*THE EXERCISE:*
Every line that holds "index" should be shown.

BEGIN PROVIDED DATA

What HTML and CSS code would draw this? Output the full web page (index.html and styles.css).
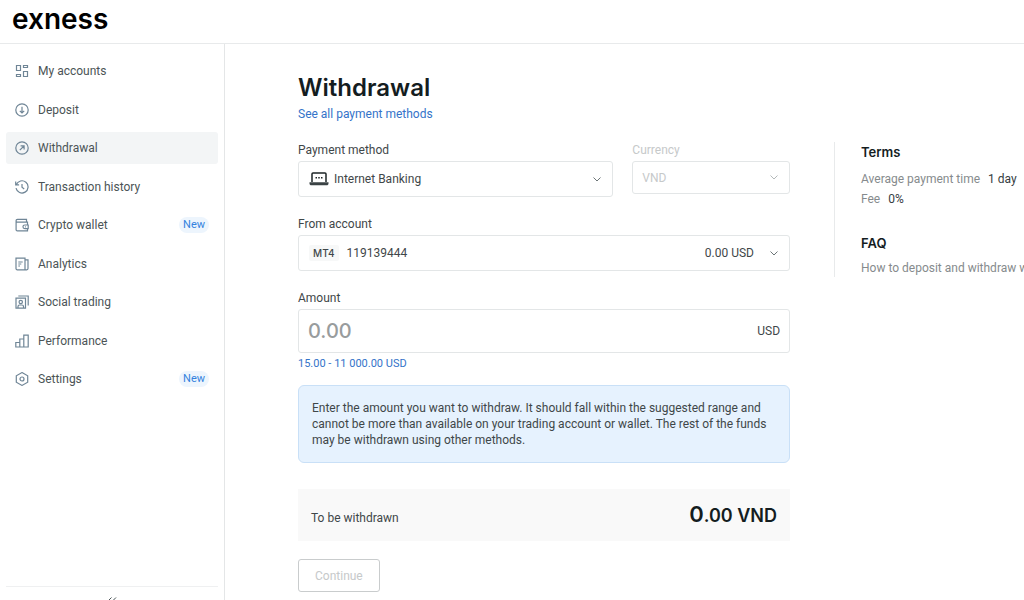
FILE: index.html
```html
<!DOCTYPE html>
<html lang="en">
<head>
  <meta charset="UTF-8">
  <meta name="viewport" content="width=device-width, initial-scale=1">
  <title>Withdrawal</title>
  <link rel="stylesheet" href="styles.css">
</head>
<body>

<header class="header">
  <a href="#" class="logo">exness</a>
</header>

<div class="layout">
  <aside class="sidebar">
    <nav class="nav">
      <a href="#" class="nav-item">
        <svg class="icon" viewBox="0 0 14 14"><path d="M1.500 1.500h4v5h-4zM8.500 1.500h4v2h-4zM1.500 10.500h4v2h-4zM8.500 7.500h4v5h-4z"/></svg>
        My accounts
      </a>
      <a href="#" class="nav-item">
        <svg class="icon" viewBox="0 0 14 14"><circle cx="7" cy="7" r="6.2"/><path d="M7 3.800v6M4.800 7.800L7 10l2.200-2.200"/></svg>
        Deposit
      </a>
      <a href="#" class="nav-item active">
        <svg class="icon" viewBox="0 0 14 14"><circle cx="7" cy="7" r="6.2"/><path d="M4.800 9.200l4.200-4.200M5.600 4.900h3.500v3.500"/></svg>
        Withdrawal
      </a>
      <a href="#" class="nav-item">
        <svg class="icon" viewBox="0 0 14 14"><path d="M1.300 4.600A6.100 6.100 0 1 1 1 8.200M.7 1.400v3.400h3.400M7 3.900v3.400l2.200 1.700"/></svg>
        Transaction history
      </a>
      <a href="#" class="nav-item">
        <svg class="icon" viewBox="0 0 14 14"><path d="M11.500 4V1.300H2.500a1.400 1.400 0 0 0 0 2.900h10V7M1.100 2.800v8.900c0 .7.500 1.200 1.200 1.200h10.200v-2.200M13.200 7H9.800a1.800 1.800 0 0 0 0 3.700h3.400zM10 8.900h.8"/></svg>
        Crypto wallet
        <span class="tag">New</span>
      </a>
      <a href="#" class="nav-item">
        <svg class="icon" viewBox="0 0 14 14"><path d="M1 1.200h9v11.600H2.200A1.200 1.200 0 0 1 1 11.600zM10 2.800h3v8.800c0 .7-.5 1.200-1.200 1.200H9.500M3.300 5h4.400M3.300 7h3M3.300 9h1.700"/></svg>
        Analytics
      </a>
      <a href="#" class="nav-item">
        <svg class="icon" viewBox="0 0 14 14"><path d="M1 3.200h9.500v10H1zM3.300 1h9.900v9.600M3 13v-1.600c0-.8.700-1.400 1.500-1.400H7c.8 0 1.500.6 1.500 1.400V13"/><circle cx="5.750" cy="7" r="1.700"/></svg>
        Social trading
      </a>
      <a href="#" class="nav-item">
        <svg class="icon" viewBox="0 0 14 14"><path d="M.8 8.500h4V13h-4zM4.800 5h4v8h-4zM8.800 1.200h4.400V13H8.800z"/></svg>
        Performance
      </a>
      <a href="#" class="nav-item">
        <svg class="icon" viewBox="0 0 14 14"><path d="M7 .600l5.700 3.200v6.400L7 13.400 1.300 10.200V3.800z"/><circle cx="7" cy="7" r="2"/></svg>
        Settings
        <span class="tag">New</span>
      </a>
    </nav>
    <div class="sidebar-footer">
      <button type="button" class="collapse" aria-label="Collapse menu">
        <svg viewBox="0 0 10 8"><path d="M4.500 .500L1 4l3.500 3.500M9 .500L5.500 4 9 7.500"/></svg>
      </button>
    </div>
  </aside>

  <main class="content">
    <h1>Withdrawal</h1>
    <a href="#" class="link">See all payment methods</a>

    <div class="columns">
      <form class="form">
        <div class="row">
          <div class="field method">
            <label for="method">Payment method</label>
            <div class="control">
              <svg class="laptop" viewBox="0 0 20 14"><path class="screen" d="M3 10V2c0-.6.400-1 1-1h12c.6 0 1 .4 1 1v8"/><path class="base" d="M.5 10.200h19v1.300c0 1-.8 1.800-1.800 1.800H2.300c-1 0-1.800-.8-1.800-1.800z"/><path class="dots" d="M6.500 5H8v1.500H6.500zM9.250 5h1.500v1.500h-1.500zM12 5h1.500v1.500H12z"/></svg>
              <select id="method">
                <option>Internet Banking</option>
              </select>
              <svg class="chevron" viewBox="0 0 8 5"><path d="M.5 .500L4 4 7.500 .500"/></svg>
            </div>
          </div>
          <div class="field currency">
            <label for="currency">Currency</label>
            <div class="control">
              <select id="currency" disabled>
                <option>VND</option>
              </select>
              <svg class="chevron" viewBox="0 0 8 5"><path d="M.5 .500L4 4 7.500 .500"/></svg>
            </div>
          </div>
        </div>

        <div class="field">
          <label for="account">From account</label>
          <div class="control">
            <span class="platform">MT4</span>
            <select id="account">
              <option>119139444</option>
            </select>
            <span class="balance">0.00 USD</span>
            <svg class="chevron" viewBox="0 0 8 5"><path d="M.5 .500L4 4 7.500 .500"/></svg>
          </div>
        </div>

        <div class="field amount">
          <label for="amount">Amount</label>
          <div class="control">
            <input type="text" id="amount" placeholder="0.00">
            <span>USD</span>
          </div>
          <p class="hint">15.00 - 11 000.00 USD</p>
        </div>

        <p class="notice">Enter the amount you want to withdraw. It should fall within the suggested range and cannot be more than available on your trading account or wallet. The rest of the funds may be withdrawn using other methods.</p>

        <div class="total">
          <span>To be withdrawn</span>
          <strong><span class="total-int">0</span>.00 VND</strong>
        </div>

        <button type="submit" class="continue" disabled>Continue</button>
      </form>

      <aside class="info">
        <h2>Terms</h2>
        <p>Average payment time <span>1 day</span></p>
        <p>Fee <span>0%</span></p>
        <h2>FAQ</h2>
        <a href="#">How to deposit and withdraw with</a>
      </aside>
    </div>
  </main>
</div>

</body>
</html>
```

FILE: styles.css
```css
* {
  box-sizing: border-box;
}
body {
  margin: 0;
  height: 100vh;
  display: flex;
  flex-direction: column;
  overflow: hidden;
  font-family: Roboto, "Liberation Sans", sans-serif;
  font-size: 12px;
  line-height: 16px;
  color: #3f4749;
  background: #fff;
}
h1, h2, p {
  margin: 0;
}
a {
  text-decoration: none;
}
svg {
  fill: none;
  flex-shrink: 0;
}
.header {
  flex-shrink: 0;
  height: 44px;
  padding: 0 12px;
  border-bottom: 1px solid #e8eaeb;
}
.logo {
  font-family: Inter, "Liberation Sans", sans-serif;
  font-size: 28px;
  line-height: 38px;
  font-weight: 600;
  color: #000;
}
.layout {
  flex: 1;
  min-height: 0;
  display: flex;
}

/* Sidebar */
.sidebar {
  flex: 0 0 225px;
  display: flex;
  flex-direction: column;
  padding: 11px 6px 0;
  border-right: 1px solid #e4e6e7;
  overflow: hidden;
}
.nav {
  min-height: 340px;
  display: flex;
  flex-direction: column;
  justify-content: space-between;
}
.nav-item {
  display: flex;
  align-items: center;
  gap: 9px;
  height: 32px;
  padding: 0 9px;
  border-radius: 3px;
  color: #4b5456;
}
.nav-item.active {
  background: #f3f5f6;
}
.icon {
  width: 14px;
  height: 14px;
  stroke: #6f8596;
  stroke-width: 1.2;
}
.tag {
  margin-left: auto;
  padding: 0 4px;
  border-radius: 8px;
  font-size: 11px;
  color: #3482de;
  background: #edf5fd;
}
.sidebar-footer {
  height: 14px;
  margin-top: auto;
  border-top: 1px solid #eff0f1;
  text-align: center;
}
.collapse {
  padding: 10px;
  border: 0;
  background: none;
}
.collapse svg {
  display: block;
  width: 10px;
  height: 8px;
  stroke: #4b5456;
}

/* Page */
.content {
  flex: 1;
  min-width: 0;
  padding: 28px 0 0 73px;
  overflow: hidden;
}
h1 {
  font-family: Inter, "Liberation Sans", sans-serif;
  font-size: 24px;
  line-height: 32px;
  font-weight: 600;
  color: #141d1f;
}
.link {
  display: block;
  margin-top: 2px;
  color: #3473c9;
}
.columns {
  display: grid;
  grid-template-columns: minmax(300px, 492px) minmax(180px, 1fr);
  gap: 44px;
  align-items: start;
  margin-top: 20px;
}
.form {
  display: flex;
  flex-direction: column;
}
.row {
  display: flex;
  gap: 19px;
}
.field {
  margin-bottom: 19px;
}
.method {
  flex: 2;
}
.currency {
  flex: 1;
}
.field label {
  display: block;
  margin-bottom: 3px;
}
.control {
  display: flex;
  align-items: center;
  height: 36px;
  padding: 0 11px 0 10px;
  border: 1px solid #e3e6e7;
  border-radius: 3px;
}
select, input, button {
  font: inherit;
  color: inherit;
}
select, input {
  flex: 1;
  min-width: 0;
  padding: 0;
  border: 0;
  outline: 0;
  appearance: none;
  background: transparent;
}
.chevron {
  width: 8px;
  height: 5px;
  stroke: #6c7577;
}
.laptop {
  width: 20px;
  height: 14px;
  margin-right: 5px;
}
.screen {
  stroke: #1d2426;
  stroke-width: 1.5;
}
.base {
  fill: #3b4345;
}
.dots {
  fill: #1d2426;
}
.currency label, .currency select {
  color: #c6c9ca;
  opacity: 1;
}
.currency .control {
  height: 33px;
  padding-left: 9px;
}
.currency .chevron {
  stroke: #b4b9ba;
}
.platform {
  margin-right: 8px;
  padding: 0 4px;
  border-radius: 2px;
  font-family: Inter, "Liberation Sans", sans-serif;
  font-size: 10px;
  font-weight: 500;
  background: #f7f8f8;
}
.balance {
  margin-right: 16px;
}
.amount {
  margin-bottom: 13px;
}
.amount .control {
  height: 44px;
  padding: 0 9px;
}
.amount input {
  font-family: Inter, "Liberation Sans", sans-serif;
  font-size: 20px;
  line-height: 24px;
  font-weight: 500;
}
.amount input::placeholder {
  color: #989c9d;
}
.hint {
  margin-top: 3px;
  font-size: 11px;
  color: #3473c9;
}
.notice {
  padding: 14px 13px;
  border: 1px solid #c9e0f7;
  border-radius: 6px;
  background: #e6f2fe;
}
.total {
  display: flex;
  justify-content: space-between;
  align-items: baseline;
  margin-top: 26px;
  padding: 10px 13px;
  background: #f9f9f9;
}
.total strong {
  font-family: Inter, "Liberation Sans", sans-serif;
  font-size: 18px;
  line-height: 30px;
  font-weight: 600;
  color: #141d1f;
}
.total-int {
  font-size: 22px;
}
.continue {
  align-self: flex-start;
  height: 33px;
  margin-top: 18px;
  padding: 0 16px;
  border: 1px solid #c9cccd;
  border-radius: 3px;
  color: #c6c9ca;
  background: #fff;
}

/* Terms and FAQ */
.info {
  padding: 0 0 1px 26px;
  border-left: 1px solid #e8eaeb;
  white-space: nowrap;
  overflow: hidden;
}
.info h2 {
  margin-bottom: 7px;
  font-family: Inter, "Liberation Sans", sans-serif;
  font-size: 13px;
  line-height: 20px;
  font-weight: 600;
  color: #141d1f;
}
.info p {
  line-height: 20px;
  color: #868b8d;
}
.info p span {
  margin-left: 5px;
  color: #353d3f;
}
.info p + h2 {
  margin-top: 24px;
}
.info a {
  color: #868b8d;
}
```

END PROVIDED DATA

*EXERCISE RESPONSE:*
What HTML and CSS code would draw this? Output the full web page (index.html and styles.css).
FILE: index.html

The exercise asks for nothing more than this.